■ **WHAT YOU SHOULD DO**
Gather each line containing the string "Tailwind" from these entries.

** Begin DATA EXCERPTS **

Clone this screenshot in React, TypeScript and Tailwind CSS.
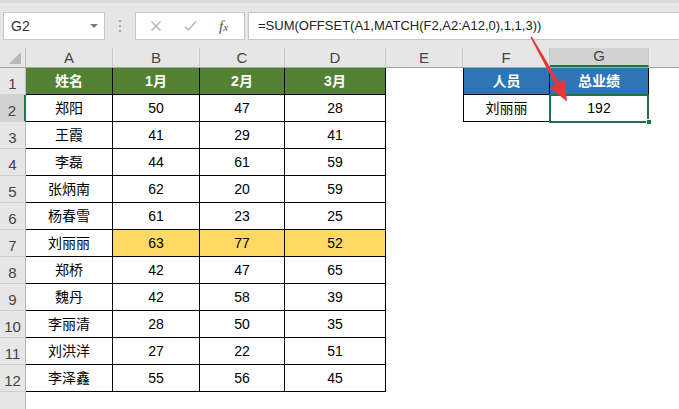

** End DATA EXCERPTS **
** Begin DATA EXCERPTS **

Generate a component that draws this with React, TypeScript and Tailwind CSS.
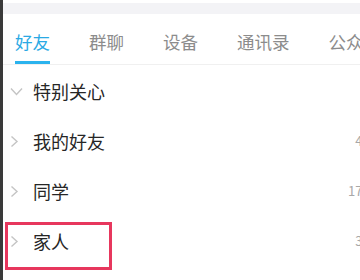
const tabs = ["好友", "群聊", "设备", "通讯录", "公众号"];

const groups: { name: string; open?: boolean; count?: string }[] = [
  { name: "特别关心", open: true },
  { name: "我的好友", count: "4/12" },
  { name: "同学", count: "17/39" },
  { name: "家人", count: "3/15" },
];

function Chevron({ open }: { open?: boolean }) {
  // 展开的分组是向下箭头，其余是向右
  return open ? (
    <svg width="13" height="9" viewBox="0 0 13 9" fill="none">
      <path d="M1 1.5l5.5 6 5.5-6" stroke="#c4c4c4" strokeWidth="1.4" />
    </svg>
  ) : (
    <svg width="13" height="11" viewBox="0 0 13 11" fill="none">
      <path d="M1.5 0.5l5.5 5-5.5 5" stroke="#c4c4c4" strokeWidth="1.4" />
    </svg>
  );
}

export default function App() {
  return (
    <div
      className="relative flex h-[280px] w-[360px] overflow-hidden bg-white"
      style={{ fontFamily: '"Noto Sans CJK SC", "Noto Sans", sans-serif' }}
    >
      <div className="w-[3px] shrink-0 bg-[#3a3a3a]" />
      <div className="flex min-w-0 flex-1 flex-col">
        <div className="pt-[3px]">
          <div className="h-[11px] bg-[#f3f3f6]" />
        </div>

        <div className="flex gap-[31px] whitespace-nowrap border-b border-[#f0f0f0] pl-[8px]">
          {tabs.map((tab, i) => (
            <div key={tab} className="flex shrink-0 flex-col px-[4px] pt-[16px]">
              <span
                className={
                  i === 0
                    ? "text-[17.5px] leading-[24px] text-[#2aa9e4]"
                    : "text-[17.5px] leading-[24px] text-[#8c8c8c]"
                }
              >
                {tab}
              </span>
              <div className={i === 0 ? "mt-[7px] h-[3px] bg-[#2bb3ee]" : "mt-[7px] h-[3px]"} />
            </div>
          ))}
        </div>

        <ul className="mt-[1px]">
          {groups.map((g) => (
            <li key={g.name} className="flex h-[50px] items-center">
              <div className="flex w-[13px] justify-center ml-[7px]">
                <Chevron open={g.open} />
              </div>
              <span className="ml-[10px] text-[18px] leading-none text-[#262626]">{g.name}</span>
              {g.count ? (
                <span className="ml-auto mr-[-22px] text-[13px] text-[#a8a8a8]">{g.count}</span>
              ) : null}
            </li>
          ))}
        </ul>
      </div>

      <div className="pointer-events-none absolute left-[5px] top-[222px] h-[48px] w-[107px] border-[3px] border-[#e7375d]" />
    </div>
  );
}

** End DATA EXCERPTS **

■ **ANSWER BELOW**
Clone this screenshot in React, TypeScript and Tailwind CSS.
Generate a component that draws this with React, TypeScript and Tailwind CSS.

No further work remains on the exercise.